## WRITTEN EXERCISE
From the listing below, restate word for word the lines from the line containing "Rebuild this screenshot" down through the line containing "string; value: string;". Exclude pictures.

(Saved data entries)
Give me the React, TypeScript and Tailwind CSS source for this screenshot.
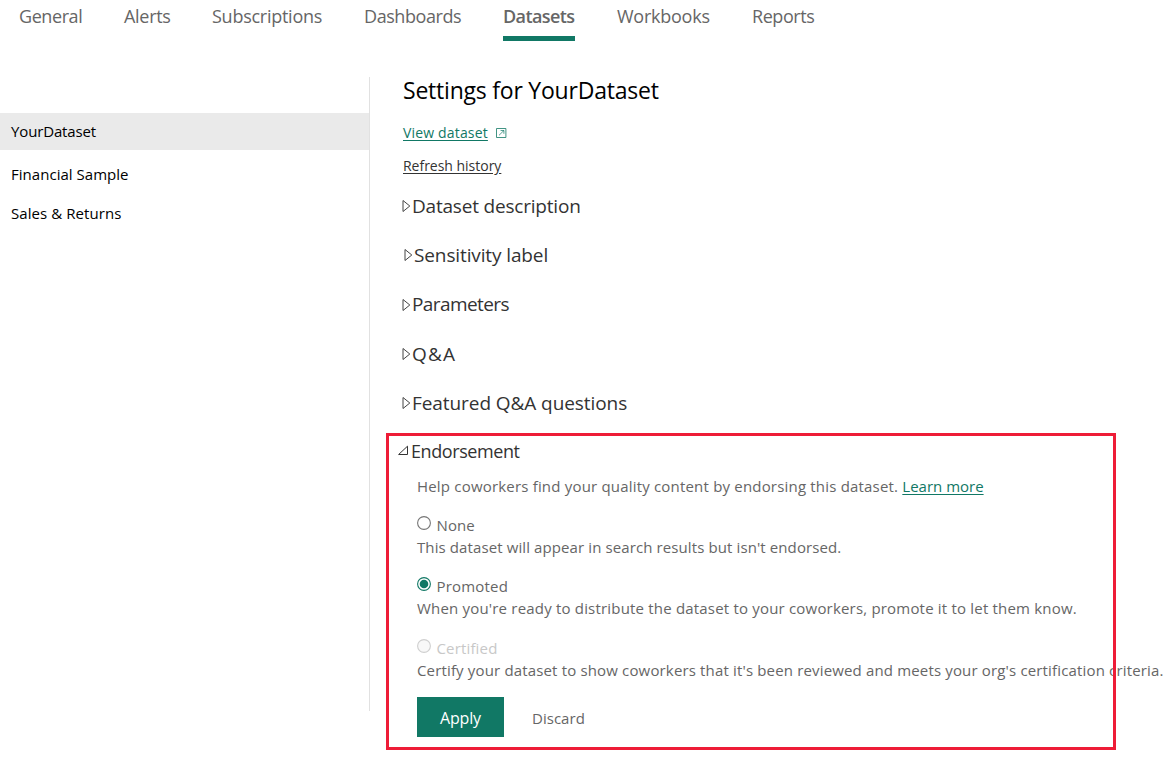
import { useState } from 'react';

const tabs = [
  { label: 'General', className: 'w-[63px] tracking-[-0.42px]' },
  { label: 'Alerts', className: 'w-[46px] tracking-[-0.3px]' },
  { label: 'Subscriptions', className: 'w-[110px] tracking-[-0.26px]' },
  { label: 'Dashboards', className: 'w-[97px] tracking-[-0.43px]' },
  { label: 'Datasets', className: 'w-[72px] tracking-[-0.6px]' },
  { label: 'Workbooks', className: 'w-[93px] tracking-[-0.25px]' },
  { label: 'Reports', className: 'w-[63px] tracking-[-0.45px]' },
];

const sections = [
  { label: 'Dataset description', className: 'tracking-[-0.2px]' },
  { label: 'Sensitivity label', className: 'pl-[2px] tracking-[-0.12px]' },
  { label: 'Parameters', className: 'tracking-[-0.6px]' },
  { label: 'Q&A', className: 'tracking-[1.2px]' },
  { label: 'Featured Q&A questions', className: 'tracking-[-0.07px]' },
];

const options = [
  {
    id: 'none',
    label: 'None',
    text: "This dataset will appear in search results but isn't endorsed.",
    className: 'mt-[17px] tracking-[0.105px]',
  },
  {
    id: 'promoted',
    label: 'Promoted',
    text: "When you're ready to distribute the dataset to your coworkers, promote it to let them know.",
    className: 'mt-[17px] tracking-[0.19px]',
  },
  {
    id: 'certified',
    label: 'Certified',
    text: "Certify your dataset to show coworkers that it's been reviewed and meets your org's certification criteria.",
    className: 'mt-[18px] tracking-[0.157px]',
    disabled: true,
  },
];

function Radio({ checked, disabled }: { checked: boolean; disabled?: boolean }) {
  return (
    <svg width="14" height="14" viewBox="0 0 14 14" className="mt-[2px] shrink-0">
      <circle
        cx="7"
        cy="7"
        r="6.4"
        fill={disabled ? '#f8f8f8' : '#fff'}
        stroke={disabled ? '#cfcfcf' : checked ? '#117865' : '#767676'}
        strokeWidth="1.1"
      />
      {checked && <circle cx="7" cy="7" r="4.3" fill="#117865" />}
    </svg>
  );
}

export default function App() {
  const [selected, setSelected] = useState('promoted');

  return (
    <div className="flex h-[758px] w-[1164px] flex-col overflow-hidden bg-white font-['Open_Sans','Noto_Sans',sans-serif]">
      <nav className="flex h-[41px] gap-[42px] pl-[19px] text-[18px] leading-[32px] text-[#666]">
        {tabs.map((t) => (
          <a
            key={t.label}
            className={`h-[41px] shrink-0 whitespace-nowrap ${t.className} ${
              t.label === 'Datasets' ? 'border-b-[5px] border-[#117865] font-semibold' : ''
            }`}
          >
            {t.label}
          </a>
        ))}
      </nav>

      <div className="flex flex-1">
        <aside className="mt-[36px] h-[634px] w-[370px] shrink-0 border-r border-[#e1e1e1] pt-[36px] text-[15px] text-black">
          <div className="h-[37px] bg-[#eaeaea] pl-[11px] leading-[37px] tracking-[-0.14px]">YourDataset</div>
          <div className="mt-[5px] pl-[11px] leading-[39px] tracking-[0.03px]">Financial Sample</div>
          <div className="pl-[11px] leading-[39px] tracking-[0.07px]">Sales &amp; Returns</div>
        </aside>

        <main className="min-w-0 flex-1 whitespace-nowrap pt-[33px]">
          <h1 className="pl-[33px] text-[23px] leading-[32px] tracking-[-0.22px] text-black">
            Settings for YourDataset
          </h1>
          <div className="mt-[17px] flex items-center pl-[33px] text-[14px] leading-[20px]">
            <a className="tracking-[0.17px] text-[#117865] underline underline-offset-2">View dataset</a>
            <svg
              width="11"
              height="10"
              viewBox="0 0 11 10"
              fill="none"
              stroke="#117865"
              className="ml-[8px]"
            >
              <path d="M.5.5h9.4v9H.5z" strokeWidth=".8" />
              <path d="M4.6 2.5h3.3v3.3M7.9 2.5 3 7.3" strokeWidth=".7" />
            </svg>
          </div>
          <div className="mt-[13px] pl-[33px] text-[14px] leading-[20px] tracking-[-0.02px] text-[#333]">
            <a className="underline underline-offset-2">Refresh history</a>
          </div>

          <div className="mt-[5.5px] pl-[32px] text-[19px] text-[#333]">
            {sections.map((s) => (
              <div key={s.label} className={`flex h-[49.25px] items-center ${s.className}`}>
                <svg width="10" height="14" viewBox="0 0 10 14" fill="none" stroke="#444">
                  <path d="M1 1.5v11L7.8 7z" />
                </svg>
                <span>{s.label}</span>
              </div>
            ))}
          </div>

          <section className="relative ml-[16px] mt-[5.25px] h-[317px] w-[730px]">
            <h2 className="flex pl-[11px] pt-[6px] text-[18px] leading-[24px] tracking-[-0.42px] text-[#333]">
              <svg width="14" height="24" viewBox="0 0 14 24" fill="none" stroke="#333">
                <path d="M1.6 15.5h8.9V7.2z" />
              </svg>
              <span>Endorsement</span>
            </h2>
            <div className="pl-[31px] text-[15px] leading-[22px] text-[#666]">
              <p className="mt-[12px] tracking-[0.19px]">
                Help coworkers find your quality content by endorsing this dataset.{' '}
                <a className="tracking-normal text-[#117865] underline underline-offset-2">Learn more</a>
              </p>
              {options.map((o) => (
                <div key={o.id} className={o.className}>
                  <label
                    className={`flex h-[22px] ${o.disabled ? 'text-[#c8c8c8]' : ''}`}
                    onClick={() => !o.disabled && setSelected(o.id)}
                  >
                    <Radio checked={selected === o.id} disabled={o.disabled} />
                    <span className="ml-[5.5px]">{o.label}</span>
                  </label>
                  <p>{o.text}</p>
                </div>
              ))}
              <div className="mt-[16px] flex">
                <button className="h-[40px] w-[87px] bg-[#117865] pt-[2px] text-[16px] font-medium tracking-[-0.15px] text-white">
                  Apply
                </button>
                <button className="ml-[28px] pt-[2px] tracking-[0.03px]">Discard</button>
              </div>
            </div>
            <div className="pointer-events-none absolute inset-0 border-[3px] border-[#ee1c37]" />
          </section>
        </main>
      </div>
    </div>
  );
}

---

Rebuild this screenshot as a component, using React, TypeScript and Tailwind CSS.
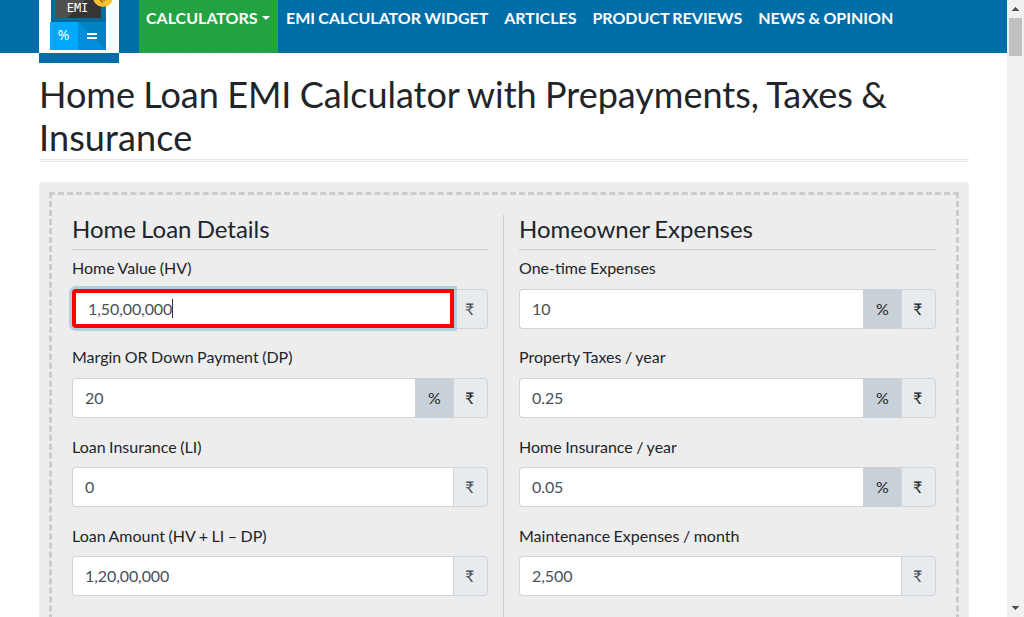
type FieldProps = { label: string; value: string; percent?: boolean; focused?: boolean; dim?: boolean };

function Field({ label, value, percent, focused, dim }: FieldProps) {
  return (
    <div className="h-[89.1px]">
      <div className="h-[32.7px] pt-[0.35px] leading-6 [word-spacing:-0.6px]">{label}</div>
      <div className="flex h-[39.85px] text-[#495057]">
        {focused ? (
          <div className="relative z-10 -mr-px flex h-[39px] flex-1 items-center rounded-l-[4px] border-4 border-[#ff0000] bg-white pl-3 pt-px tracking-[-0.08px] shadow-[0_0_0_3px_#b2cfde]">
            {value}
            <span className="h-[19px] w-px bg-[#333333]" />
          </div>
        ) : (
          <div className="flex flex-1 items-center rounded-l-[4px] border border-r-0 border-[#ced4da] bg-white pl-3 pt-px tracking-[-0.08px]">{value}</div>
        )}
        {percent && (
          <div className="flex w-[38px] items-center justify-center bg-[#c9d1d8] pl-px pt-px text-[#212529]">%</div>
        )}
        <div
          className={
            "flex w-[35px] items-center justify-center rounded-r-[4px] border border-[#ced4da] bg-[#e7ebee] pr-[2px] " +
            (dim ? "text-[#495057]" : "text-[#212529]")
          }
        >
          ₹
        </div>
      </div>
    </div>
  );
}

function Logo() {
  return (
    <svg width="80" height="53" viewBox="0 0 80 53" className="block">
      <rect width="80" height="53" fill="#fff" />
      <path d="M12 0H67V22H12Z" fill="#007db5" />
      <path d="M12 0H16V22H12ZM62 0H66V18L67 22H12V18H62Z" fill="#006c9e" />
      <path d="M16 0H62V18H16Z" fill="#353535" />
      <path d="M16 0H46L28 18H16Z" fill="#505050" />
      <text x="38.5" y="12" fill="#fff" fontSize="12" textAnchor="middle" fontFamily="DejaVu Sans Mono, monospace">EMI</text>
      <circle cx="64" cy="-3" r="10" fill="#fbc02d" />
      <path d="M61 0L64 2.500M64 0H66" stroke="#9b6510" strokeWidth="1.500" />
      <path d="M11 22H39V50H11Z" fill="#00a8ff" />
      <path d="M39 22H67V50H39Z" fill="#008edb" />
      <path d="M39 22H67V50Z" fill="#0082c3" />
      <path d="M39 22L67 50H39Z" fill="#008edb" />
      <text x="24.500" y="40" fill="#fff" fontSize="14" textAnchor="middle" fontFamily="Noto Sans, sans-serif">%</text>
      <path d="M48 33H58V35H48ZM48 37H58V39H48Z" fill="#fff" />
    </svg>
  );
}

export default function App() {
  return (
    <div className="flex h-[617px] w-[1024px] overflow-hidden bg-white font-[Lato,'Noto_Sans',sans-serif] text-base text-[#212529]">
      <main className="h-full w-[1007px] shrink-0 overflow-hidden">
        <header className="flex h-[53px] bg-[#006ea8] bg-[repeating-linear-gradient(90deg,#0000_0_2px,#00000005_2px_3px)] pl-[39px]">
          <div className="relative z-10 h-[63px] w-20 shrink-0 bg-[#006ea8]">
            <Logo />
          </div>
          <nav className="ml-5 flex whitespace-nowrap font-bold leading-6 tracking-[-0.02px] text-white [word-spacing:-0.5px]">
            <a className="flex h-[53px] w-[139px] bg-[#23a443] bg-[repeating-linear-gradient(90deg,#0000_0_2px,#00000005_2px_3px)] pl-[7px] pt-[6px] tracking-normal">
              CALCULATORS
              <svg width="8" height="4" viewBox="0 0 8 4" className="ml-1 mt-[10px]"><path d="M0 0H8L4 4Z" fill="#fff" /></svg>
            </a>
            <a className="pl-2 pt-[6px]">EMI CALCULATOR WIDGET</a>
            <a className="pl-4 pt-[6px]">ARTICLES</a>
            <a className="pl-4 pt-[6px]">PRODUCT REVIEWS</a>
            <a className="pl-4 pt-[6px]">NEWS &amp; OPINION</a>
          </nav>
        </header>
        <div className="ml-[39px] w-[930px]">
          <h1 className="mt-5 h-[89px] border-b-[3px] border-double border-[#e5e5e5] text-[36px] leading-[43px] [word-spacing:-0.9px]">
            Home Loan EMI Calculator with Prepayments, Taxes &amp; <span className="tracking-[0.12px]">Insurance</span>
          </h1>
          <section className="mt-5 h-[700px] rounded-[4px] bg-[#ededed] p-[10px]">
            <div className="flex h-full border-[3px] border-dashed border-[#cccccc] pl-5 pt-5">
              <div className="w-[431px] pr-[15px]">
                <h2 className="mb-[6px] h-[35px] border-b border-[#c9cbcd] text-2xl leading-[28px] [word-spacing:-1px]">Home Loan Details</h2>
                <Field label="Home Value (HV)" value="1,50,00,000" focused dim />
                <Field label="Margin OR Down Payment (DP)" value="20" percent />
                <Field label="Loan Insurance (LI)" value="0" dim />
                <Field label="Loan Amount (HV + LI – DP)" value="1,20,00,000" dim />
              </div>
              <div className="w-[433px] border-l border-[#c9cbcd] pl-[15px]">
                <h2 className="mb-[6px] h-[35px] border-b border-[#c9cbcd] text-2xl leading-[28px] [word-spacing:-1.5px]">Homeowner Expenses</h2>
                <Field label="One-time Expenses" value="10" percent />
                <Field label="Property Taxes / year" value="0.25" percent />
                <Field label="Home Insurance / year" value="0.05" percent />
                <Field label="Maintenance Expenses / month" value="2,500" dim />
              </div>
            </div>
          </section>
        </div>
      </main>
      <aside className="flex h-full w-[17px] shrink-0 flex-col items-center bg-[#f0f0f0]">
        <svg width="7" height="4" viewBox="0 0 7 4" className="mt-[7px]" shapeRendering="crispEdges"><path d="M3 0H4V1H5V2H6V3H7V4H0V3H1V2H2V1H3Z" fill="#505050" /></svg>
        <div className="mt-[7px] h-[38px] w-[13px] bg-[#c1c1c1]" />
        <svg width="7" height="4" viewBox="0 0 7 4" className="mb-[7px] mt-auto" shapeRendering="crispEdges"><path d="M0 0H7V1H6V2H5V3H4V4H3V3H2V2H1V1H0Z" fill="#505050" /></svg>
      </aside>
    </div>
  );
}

## EXERCISE SOLUTION
Rebuild this screenshot as a component, using React, TypeScript and Tailwind CSS.
type FieldProps = { label: string; value: string; percent?: boolean; focused?: boolean; dim?: boolean };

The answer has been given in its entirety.